■ **To be done**:
Your reply should be one number: the count of lines holding the word "components".

■ **Raw data**:
+++

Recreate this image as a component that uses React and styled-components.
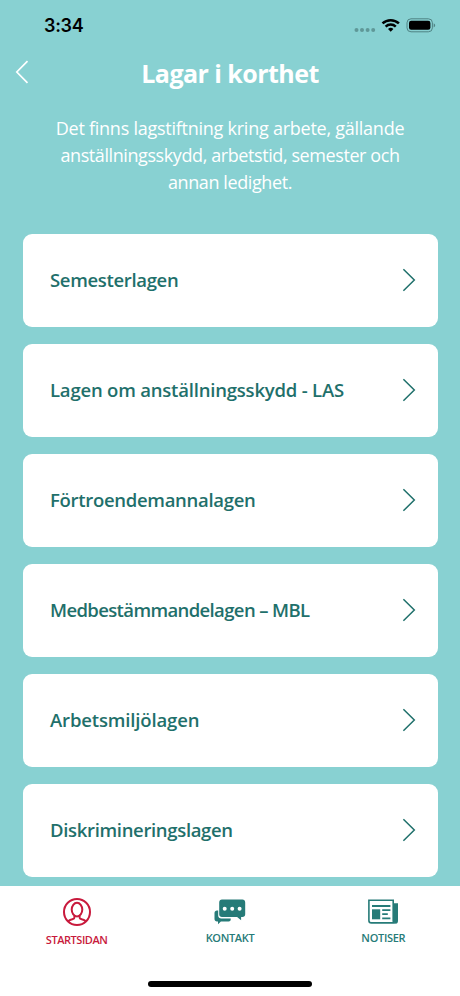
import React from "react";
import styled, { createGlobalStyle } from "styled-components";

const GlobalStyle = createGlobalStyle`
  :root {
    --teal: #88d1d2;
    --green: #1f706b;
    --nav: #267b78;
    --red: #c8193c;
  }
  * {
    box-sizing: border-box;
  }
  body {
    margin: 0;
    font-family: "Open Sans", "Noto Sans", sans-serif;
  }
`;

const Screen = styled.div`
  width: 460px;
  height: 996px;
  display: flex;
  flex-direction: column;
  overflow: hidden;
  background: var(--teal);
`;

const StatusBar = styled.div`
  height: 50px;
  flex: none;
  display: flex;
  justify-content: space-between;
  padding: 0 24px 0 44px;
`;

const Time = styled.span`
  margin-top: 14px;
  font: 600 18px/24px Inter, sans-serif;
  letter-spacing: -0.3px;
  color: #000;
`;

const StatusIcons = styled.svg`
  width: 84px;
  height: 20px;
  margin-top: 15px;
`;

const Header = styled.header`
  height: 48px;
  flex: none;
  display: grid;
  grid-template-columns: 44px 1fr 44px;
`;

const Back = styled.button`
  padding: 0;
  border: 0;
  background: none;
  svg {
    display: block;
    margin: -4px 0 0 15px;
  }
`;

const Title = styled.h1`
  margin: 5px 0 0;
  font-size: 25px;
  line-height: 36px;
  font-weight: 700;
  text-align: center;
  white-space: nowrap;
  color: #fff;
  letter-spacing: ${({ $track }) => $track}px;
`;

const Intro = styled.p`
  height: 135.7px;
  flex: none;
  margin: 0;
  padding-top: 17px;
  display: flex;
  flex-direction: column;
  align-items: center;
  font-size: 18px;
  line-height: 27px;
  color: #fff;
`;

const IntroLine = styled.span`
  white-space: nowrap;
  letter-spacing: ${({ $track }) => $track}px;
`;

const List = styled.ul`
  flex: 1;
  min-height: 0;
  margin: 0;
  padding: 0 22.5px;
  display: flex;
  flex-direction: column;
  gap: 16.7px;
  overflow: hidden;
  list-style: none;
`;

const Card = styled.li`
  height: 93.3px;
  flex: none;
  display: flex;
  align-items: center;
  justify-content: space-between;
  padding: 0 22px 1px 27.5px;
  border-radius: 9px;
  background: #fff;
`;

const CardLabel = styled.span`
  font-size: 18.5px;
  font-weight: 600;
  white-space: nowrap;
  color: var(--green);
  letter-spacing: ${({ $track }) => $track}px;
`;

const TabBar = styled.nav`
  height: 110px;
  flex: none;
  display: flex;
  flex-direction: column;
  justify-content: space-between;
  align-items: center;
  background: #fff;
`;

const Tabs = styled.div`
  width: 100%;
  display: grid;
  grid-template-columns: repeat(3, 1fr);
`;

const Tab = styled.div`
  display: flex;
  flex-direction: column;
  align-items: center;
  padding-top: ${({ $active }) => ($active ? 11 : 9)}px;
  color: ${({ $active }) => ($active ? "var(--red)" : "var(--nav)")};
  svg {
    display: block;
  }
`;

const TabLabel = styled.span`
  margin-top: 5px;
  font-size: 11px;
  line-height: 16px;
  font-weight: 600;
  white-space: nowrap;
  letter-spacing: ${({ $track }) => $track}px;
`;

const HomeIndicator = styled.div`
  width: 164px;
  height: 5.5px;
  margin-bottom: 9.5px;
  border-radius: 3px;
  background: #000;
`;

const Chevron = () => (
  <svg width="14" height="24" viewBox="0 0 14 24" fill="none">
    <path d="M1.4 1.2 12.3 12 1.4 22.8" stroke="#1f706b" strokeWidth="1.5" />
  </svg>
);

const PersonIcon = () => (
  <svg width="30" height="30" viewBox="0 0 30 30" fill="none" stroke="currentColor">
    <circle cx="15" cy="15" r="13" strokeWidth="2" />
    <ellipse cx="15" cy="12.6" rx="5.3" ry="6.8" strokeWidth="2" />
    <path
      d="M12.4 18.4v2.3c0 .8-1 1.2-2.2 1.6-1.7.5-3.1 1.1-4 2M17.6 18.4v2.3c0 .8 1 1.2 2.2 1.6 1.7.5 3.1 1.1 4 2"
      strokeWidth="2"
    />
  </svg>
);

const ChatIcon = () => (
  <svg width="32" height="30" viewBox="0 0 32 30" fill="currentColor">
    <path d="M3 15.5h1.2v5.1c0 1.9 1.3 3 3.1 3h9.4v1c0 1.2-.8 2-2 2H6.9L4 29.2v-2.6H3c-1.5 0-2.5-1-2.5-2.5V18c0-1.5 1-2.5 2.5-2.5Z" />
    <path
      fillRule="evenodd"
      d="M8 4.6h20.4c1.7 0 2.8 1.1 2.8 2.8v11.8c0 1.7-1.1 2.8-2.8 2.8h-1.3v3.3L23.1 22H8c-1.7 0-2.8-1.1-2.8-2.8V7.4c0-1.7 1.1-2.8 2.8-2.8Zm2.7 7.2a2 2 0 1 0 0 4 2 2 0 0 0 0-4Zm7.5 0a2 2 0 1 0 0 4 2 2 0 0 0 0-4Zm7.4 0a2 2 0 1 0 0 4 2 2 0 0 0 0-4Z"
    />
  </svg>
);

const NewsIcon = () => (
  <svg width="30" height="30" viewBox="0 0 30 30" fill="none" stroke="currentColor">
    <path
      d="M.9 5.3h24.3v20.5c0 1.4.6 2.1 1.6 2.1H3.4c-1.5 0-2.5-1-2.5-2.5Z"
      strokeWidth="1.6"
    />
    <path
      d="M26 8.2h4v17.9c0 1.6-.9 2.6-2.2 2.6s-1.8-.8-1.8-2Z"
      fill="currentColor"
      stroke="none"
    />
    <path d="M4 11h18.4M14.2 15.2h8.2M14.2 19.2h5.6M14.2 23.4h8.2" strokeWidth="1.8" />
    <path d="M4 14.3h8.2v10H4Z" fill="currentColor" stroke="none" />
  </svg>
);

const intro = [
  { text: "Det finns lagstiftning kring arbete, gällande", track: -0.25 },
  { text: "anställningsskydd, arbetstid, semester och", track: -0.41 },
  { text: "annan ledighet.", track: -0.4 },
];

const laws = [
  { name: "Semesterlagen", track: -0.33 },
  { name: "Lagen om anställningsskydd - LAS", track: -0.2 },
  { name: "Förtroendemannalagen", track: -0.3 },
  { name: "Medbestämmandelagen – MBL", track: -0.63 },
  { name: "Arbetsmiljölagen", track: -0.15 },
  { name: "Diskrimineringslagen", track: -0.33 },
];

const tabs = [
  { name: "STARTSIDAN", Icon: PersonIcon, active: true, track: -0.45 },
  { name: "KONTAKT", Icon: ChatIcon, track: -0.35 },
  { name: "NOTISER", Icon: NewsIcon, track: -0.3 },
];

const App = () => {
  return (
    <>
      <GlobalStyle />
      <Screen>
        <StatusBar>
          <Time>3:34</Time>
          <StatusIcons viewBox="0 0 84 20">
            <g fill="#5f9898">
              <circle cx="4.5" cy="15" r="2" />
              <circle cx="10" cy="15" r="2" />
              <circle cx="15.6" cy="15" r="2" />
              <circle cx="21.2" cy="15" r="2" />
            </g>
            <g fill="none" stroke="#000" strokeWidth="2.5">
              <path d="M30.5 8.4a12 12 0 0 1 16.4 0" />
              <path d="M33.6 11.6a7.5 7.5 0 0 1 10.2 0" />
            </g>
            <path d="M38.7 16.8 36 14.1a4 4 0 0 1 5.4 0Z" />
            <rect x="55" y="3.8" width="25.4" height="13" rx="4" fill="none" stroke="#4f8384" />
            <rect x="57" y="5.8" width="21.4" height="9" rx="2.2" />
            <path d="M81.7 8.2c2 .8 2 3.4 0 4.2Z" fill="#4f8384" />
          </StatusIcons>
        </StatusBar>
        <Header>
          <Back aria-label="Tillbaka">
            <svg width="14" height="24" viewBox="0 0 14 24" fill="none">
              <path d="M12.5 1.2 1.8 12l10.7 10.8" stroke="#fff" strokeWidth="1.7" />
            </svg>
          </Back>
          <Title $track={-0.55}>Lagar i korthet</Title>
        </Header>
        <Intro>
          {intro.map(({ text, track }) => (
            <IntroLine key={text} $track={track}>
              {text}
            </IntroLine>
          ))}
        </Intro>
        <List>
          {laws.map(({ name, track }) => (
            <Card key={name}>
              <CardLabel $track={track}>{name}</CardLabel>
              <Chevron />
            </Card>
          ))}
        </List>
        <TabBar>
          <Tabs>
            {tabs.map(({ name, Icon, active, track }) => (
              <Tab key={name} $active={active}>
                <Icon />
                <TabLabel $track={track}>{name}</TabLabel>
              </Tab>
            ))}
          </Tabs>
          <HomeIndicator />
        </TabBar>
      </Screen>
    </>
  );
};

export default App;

+++

■ **Solution to the problem**:
2